Le Cinquième évangile
de Han Ryner

critiqué par Cyclo, le 6 septembre 2023
(Bordeaux - 78 ans)


La note:  étoiles
Un anar raconte Jésus
Je recommande vivement ce "cinquième évangile" (paru en 1911 et heureusement réédité récemment par les éditions Théolib) de Han Ryner (1861-1938), cet écrivain philosophe et journaliste, anarchiste (il a lutté avec Louis Lecoin pour obtenir le droit à l’objection de conscience) qui a cru possible d’écrire un nouvel évangile, dans l’admiration qu’il avait (comme moi) du personnage de Jésus.

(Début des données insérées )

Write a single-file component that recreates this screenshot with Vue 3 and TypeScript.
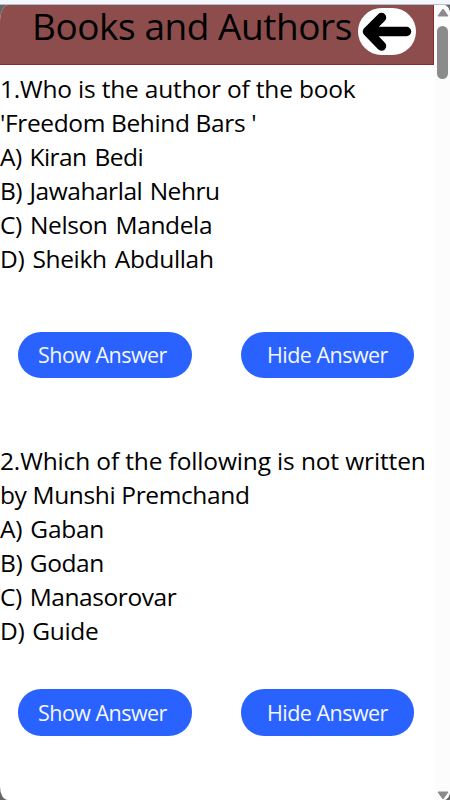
<script setup lang="ts">
interface Line {
  text: string
  spacing: number
  word: number
}
interface Question {
  id: number
  lines: Line[]
}

const questions: Question[] = [
  {
    id: 1,
    lines: [
      { text: '1.Who is the author of the book', spacing: -0.19, word: 0 },
      { text: "'Freedom Behind Bars '", spacing: -0.37, word: 0 },
      { text: 'A) Kiran Bedi', spacing: -0.54, word: 2 },
      { text: 'B) Jawaharlal Nehru', spacing: -0.47, word: 1.5 },
      { text: 'C) Nelson Mandela', spacing: -0.37, word: 2 },
      { text: 'D) Sheikh Abdullah', spacing: -0.33, word: 2 },
    ],
  },
  {
    id: 2,
    lines: [
      { text: '2.Which of the following is not written', spacing: -0.14, word: 0 },
      { text: 'by Munshi Premchand', spacing: -0.37, word: 0 },
      { text: 'A) Gaban', spacing: -0.25, word: 2 },
      { text: 'B) Godan', spacing: -0.4, word: 1.5 },
      { text: 'C) Manasorovar', spacing: -0.43, word: 2 },
      { text: 'D) Guide', spacing: -0.35, word: 2 },
    ],
  },
]
</script>

<template>
  <div class="window">
    <div class="chrome"></div>
    <div class="viewport">
      <main class="page">
        <header class="header">
          <h1 class="title">Books and Authors</h1>
          <button class="back" aria-label="Back">
            <svg width="58" height="47" viewBox="0 0 58 47">
              <path d="M23.5 9.5 9.5 23.5 23.5 38M10 23.5H48.5" fill="none" stroke="#000" stroke-width="9.5" stroke-linecap="round" stroke-linejoin="round" />
            </svg>
          </button>
        </header>
        <section v-for="q in questions" :key="q.id" class="question" :class="'q' + q.id">
          <p v-for="line in q.lines" :key="line.text" class="line">
            <span :style="{ letterSpacing: line.spacing + 'px', wordSpacing: line.word + 'px' }">{{ line.text }}</span>
          </p>
          <div class="actions">
            <button class="btn show">Show Answer</button>
            <button class="btn hide">Hide Answer</button>
          </div>
        </section>
      </main>
      <aside class="scrollbar">
        <svg class="up" width="12" height="9" viewBox="0 0 12 9"><path d="M6 1 11 8H1Z" fill="#8b8b8b" stroke="#8b8b8b" stroke-linejoin="round" /></svg>
        <div class="thumb"></div>
        <svg class="down" width="12" height="9" viewBox="0 0 12 9"><path d="M6 8 11 1H1Z" fill="#8b8b8b" stroke="#8b8b8b" stroke-linejoin="round" /></svg>
      </aside>
    </div>
  </div>
</template>

<style>
body {
  background: #666;
  overflow: hidden;
}
</style>

<style scoped>
.window {
  width: 450px;
  height: 800px;
  display: flex;
  flex-direction: column;
  overflow: hidden;
  font-family: 'Open Sans', 'Noto Sans', sans-serif;
  color: #000;
}
.chrome {
  box-sizing: border-box;
  height: 5px;
  flex: none;
  background: #f3f7fd;
  border-bottom: 1px solid #b5bfce;
}
.viewport {
  flex: 1;
  display: flex;
  min-height: 0;
  border-radius: 8px 6px 6px 8px / 16px 9px 9px 13px;
  overflow: hidden;
  background: #fff;
}
.page {
  width: 434px;
  flex: none;
}
.header {
  box-sizing: border-box;
  height: 60px;
  display: flex;
  align-items: flex-start;
  background: #8d4d4d;
  border-right: 1px solid #882b2d;
  border-bottom: 1px solid #882b2d;
}
.title {
  margin: 0;
  padding-left: 32px;
  width: 358px;
  box-sizing: border-box;
  flex: none;
  font-size: 37px;
  font-weight: 400;
  line-height: 42px;
  letter-spacing: -0.45px;
  white-space: nowrap;
}
.back {
  margin: 3px 0 0;
  padding: 0;
  width: 58px;
  height: 47px;
  border: 0;
  border-radius: 24px;
  background: #fff;
}
.back svg {
  display: block;
}
.question {
  padding-top: 7px;
}
.q2 {
  padding-top: 66px;
}
.line {
  margin: 0;
  height: 34px;
  font-size: 24.5px;
  line-height: 34px;
  white-space: nowrap;
}
.actions {
  display: flex;
  gap: 49px;
  padding: 56px 0 0 18px;
}
.q2 .actions {
  padding-top: 41px;
}
.btn {
  width: 174px;
  height: 46px;
  padding: 0;
  border: 0;
  border-radius: 23px;
  background: #2962ff;
  color: #f4f7ff;
  font-family: inherit;
  font-size: 21.5px;
  line-height: 46px;
  letter-spacing: -0.53px;
  white-space: nowrap;
  text-align: left;
}
.q2 .btn {
  height: 47px;
  line-height: 48px;
}
.show {
  padding-left: 20px;
}
.hide {
  width: 173px;
  padding-left: 26px;
}
.scrollbar {
  box-sizing: border-box;
  width: 16px;
  padding: 3px 2px 0 3px;
  display: flex;
  flex-direction: column;
  background: #fcfcfc;
}
.thumb {
  width: 11px;
  height: 53px;
  margin-top: 9px;
  border-radius: 6px;
  background: #8b8b8b;
}
.down {
  margin-top: auto;
}
</style>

Il le dépouille d’entrée de sa divinité. Son Jésus est un homme, un sage, qui opte pour la non-violence, contre la richesse matérielle, pour la liberté de la vie intérieure (le royaume de Dieu à atteindre est un royaume intérieur de justice et d’amour), et il dénonce ses disciples qui ne comprennent rien à sa prédication, et rêvent de pouvoir et de gloire (allusion à la future papauté ?). Ryner fait dire à Jésus : "Perdre son âme, n’est-ce pas la donner aux choses ? N’est-ce pas la donner aux richesses, aux royautés ou même au désir lâche de vivre longtemps ?".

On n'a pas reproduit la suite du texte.